Are you surprised that those two reporters were seized on the Chinese side of the border? And, as the DPRK Studies site notes, the American Secretary of State thinks the young women at Barnard College in downtown Manhattan should get on the Internet and give the North Koreans a piece of their mind?

Are you surprised that the new administration still hasn’t put two and two together yet?

Despite Pyongyang’s aggression, Mr. Bosworth has reiterated that the U.S. is “committed to dialogue” and is “obviously interested in returning to a negotiating table as soon as we can.”

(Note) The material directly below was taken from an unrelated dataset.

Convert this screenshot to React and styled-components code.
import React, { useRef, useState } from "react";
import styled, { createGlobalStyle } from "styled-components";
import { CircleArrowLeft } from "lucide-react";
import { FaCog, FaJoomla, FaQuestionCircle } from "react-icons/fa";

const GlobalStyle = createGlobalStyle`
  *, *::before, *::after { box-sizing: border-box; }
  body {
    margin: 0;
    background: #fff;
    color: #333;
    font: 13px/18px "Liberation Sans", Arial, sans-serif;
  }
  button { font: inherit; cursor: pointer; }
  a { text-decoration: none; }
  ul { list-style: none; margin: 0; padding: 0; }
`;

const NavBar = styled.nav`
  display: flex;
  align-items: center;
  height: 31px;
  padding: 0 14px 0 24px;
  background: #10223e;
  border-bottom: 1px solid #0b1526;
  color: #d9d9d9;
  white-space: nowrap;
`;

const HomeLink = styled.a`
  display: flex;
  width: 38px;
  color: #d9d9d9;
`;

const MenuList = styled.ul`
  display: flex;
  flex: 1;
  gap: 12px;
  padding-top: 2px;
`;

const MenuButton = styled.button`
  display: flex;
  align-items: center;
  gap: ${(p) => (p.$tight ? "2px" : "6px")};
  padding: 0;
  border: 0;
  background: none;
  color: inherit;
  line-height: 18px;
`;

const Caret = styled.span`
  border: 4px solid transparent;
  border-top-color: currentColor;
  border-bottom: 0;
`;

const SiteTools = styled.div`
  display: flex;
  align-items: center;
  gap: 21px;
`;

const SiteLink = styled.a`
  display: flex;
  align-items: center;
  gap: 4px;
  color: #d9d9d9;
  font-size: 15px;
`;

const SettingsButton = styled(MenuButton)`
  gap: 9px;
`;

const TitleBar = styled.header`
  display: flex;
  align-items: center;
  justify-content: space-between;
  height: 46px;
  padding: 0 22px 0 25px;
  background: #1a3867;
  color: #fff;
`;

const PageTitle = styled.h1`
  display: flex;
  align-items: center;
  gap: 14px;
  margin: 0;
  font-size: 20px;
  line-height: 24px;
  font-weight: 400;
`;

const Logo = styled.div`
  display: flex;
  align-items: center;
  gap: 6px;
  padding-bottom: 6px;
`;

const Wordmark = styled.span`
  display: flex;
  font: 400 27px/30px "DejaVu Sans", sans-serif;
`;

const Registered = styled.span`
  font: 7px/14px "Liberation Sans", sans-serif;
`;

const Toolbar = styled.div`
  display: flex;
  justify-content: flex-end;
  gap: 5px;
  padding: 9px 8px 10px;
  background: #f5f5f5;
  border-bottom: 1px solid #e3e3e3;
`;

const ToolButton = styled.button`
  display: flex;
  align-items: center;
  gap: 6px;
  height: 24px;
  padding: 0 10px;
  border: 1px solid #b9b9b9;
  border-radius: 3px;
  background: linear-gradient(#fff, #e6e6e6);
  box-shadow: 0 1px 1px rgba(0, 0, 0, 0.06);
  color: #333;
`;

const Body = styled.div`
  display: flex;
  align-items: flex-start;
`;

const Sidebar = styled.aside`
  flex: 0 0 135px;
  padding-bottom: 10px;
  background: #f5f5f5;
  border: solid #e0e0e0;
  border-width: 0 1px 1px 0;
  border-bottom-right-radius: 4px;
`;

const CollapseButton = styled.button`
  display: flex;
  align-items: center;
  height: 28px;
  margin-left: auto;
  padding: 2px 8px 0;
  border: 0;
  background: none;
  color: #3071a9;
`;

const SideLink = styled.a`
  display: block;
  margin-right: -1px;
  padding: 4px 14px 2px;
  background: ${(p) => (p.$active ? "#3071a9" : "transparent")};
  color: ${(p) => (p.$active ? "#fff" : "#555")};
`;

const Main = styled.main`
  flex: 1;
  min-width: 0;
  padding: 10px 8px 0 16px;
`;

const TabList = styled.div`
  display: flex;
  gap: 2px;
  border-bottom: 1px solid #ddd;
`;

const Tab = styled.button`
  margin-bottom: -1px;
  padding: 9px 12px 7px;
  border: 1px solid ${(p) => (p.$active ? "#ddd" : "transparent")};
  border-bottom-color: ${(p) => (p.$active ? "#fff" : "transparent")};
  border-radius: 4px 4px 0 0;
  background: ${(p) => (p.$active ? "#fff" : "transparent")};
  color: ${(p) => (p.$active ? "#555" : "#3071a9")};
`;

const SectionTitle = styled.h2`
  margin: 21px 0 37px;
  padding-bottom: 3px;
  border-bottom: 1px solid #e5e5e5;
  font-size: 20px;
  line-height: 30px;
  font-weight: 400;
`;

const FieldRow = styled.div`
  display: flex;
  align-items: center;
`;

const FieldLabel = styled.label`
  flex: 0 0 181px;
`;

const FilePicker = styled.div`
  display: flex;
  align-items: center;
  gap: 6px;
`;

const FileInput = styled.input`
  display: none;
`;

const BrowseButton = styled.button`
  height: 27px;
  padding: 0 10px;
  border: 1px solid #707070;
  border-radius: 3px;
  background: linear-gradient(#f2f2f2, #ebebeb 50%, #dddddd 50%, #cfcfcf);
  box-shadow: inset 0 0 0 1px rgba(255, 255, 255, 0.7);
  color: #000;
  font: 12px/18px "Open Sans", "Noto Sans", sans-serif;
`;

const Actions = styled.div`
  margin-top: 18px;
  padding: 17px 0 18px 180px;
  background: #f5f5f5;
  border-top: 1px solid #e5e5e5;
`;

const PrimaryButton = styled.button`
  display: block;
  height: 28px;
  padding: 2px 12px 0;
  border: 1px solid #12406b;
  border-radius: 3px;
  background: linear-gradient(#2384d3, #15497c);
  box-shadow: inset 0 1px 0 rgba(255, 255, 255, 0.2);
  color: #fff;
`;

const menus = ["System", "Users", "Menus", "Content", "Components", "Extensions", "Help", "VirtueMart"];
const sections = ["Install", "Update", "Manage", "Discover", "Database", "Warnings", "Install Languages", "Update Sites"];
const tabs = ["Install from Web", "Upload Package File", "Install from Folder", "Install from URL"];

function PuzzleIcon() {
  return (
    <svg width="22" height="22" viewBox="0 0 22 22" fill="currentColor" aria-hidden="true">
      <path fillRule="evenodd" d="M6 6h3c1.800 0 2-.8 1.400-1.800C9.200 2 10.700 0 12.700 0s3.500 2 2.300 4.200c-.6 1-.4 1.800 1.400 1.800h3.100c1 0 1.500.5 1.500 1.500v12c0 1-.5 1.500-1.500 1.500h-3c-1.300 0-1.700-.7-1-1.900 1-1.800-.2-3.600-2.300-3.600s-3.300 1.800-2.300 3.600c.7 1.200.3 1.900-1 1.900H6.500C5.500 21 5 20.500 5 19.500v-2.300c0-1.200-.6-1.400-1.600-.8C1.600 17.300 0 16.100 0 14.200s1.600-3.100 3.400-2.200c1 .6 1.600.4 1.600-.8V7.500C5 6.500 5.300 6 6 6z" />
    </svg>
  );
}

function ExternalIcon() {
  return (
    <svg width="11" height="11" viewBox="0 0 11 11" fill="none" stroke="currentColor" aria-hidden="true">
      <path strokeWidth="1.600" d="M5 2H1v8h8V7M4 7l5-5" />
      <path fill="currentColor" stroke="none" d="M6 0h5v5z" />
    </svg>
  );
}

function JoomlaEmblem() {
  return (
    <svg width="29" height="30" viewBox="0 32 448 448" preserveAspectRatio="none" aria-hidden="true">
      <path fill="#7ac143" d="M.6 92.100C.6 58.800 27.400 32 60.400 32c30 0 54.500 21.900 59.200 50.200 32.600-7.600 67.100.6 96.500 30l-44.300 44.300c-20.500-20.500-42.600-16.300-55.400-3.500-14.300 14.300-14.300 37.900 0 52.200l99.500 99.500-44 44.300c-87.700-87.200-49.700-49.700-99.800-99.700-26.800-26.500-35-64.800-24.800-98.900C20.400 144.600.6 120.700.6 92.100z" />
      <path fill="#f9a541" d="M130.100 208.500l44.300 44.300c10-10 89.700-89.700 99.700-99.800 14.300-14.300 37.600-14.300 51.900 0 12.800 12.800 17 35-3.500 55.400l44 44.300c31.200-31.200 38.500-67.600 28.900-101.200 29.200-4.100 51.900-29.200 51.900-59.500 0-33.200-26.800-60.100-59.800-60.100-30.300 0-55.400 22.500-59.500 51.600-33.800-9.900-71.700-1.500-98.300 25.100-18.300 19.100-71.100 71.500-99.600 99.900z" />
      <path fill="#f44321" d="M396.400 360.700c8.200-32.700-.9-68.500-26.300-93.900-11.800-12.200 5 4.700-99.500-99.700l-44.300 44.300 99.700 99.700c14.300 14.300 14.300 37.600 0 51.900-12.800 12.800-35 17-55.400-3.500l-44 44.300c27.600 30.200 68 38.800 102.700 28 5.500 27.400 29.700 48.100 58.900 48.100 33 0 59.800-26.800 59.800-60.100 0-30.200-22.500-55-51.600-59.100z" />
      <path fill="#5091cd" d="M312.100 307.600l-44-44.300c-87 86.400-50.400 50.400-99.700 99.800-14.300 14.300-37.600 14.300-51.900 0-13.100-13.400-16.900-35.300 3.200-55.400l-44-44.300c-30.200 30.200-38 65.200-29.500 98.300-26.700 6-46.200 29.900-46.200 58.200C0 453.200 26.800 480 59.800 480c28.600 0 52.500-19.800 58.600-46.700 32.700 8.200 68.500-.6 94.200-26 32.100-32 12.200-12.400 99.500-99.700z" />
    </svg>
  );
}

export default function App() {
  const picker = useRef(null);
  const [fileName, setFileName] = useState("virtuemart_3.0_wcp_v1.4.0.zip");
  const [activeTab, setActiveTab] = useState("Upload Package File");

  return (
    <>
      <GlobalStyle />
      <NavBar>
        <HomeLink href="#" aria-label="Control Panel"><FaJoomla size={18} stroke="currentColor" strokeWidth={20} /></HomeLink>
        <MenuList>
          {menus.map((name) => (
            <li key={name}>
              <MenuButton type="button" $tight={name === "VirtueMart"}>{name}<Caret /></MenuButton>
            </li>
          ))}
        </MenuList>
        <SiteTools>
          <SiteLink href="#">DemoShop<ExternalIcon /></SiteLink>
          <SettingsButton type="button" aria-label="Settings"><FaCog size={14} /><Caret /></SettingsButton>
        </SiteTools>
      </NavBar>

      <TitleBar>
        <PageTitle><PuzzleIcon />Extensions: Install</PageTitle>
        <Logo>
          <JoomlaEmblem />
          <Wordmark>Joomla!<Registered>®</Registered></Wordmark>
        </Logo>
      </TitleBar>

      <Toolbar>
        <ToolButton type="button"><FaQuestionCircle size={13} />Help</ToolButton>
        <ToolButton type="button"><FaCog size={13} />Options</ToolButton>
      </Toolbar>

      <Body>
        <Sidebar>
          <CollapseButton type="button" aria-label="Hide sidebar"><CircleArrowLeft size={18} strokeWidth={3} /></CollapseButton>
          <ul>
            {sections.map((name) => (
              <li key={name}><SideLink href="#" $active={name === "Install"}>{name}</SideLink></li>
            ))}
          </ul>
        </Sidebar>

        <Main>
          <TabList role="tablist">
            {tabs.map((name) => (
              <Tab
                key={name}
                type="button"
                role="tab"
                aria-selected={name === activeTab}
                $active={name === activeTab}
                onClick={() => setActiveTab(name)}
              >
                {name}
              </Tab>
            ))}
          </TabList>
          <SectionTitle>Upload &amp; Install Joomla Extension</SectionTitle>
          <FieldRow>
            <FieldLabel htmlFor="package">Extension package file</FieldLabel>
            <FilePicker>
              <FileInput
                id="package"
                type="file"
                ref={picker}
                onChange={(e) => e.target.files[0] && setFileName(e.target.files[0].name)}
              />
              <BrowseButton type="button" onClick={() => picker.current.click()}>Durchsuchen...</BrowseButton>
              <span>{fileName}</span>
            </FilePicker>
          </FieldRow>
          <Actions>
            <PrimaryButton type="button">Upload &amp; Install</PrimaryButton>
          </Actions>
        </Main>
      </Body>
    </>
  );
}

Are you surprised that the North Koreans have spotted what they view as an excellent opportunity to do what they’ve always wanted to do, regardless of what they say? For example, in 2003:

The official Korean Central News Agency said that, although Pyongyang was pulling out of the NPT, it had no intention of producing nuclear weapons.
“Our nuclear activities at this stage will be confined only to peaceful purposes such as the production of electricity,” Friday’s statement said.

Are you surprised that people are still “committed to dialogue”, despite enough dialogues and broken promises to fill a small library? Again from 2003:

French Foreign Minister Dominique de Villepin said: “It is a serious decision, heavy with consequences”. He is in China for two days of talks on the crisis.

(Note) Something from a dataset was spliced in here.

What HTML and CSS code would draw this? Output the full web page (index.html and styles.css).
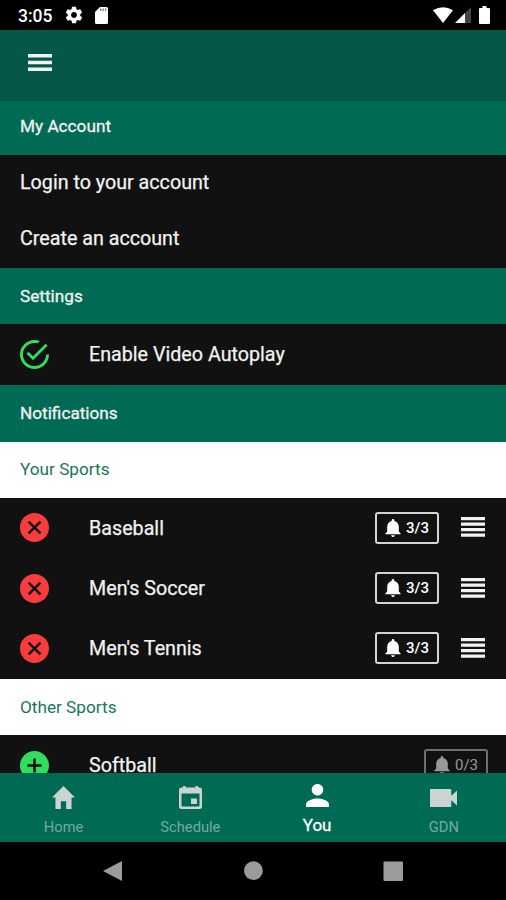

If you start to wonder how heavy those consequences were, remember that M. de Villepin was a poet in his spare time.

The South Korean news agency Yonhap reported that U.S. President Obama telephoned South Korean President Lee and the two leaders agreed to punish North Korea.

Are you surprised that this is what Mr. Obama’s plans call for?:

They agreed to work closely together to seek and support a strong United Nations Security Council resolution with concrete measures to curtail North Korea’s nuclear and missile activities.

Will you be surprised if this month’s visit to the Security Council turns out to be as effective as last month’s visit?

The U.S. and its allies failed to push the 15-member security council to adopt a legally-binding resolution condemning North Korea’s April 5 rocket launch amid strong opposition from Russia and the North’s staunchest ally China.

A presidential statement was issued by the council instead, which called for sanctioning three North Korean firms involved in the trading of weapons of mass destruction and component parts.

Will you be surprised if the DPRK tests an ICBM before the Security Council meets? The Marmot links to a Korean-language report:

South Korea’s NIS, meanwhile, is warning that North Korea may attempt to test fire an ICBM as early as today.

Here’s one that’s no longer surprising: Some people never realize that some approaches never work, while the ones they dislike usually do.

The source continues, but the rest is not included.